Know when an auction is the right channel

Auction surplus manufacturing assets are especially effective when your requirements are defined, your team can act within the sale timeline, and you have the internal capability or outside support to inspect, remove, and commission equipment. They can be an excellent fit for expansion projects, replacement machines, secondary capacity, spare equipment, and operations with flexible delivery schedules.

A direct purchase may be a better fit when uptime is the immediate priority, a machine must meet precise specifications, or you need a more controlled transaction with inspection, testing, financing, delivery coordination, and support built into the process. It depends on the machine’s role in your operation. The equipment that supports a critical customer program deserves a different level of certainty than a supplemental capacity purchase.

Working with an experienced industrial equipment partner can help buyers evaluate available auction lots against the wider used market. Revelation Machinery supports manufacturers with auction opportunities, used equipment sourcing, and practical guidance around the details that determine whether a purchase will perform after it reaches the shop floor.

Turn a winning lot into productive capacity

Once the sale closes, the work shifts from acquisition to execution. Schedule removal immediately, confirm the condition of the machine at pickup, and document included components before transport. Keep manuals, photos, control backups, service records, and packing lists together so the installation team has what it needs.

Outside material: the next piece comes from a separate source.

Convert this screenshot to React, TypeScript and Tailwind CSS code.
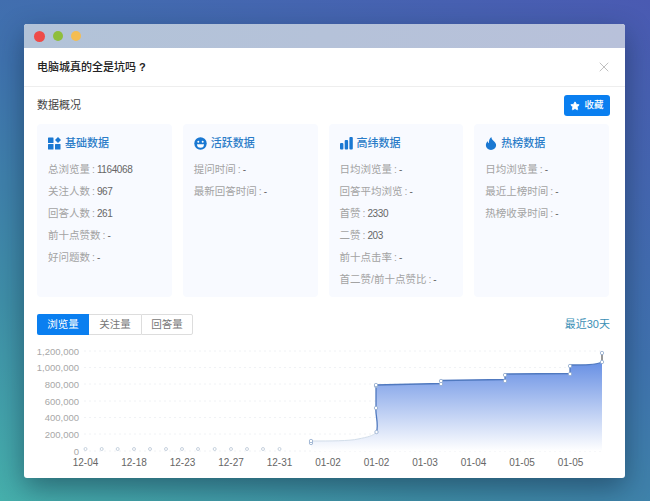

At your facility, treat commissioning as a production project. Complete utilities, leveling, safety checks, calibration, and operator training before the machine is expected to carry customer work. Run representative parts, verify quality, and allow time to address issues before committing the asset to a demanding schedule.

The best auction purchase is not the machine with the lowest bid. It is the machine that reaches your floor, performs the work you bought it for, and helps your operation move forward without creating a new bottleneck.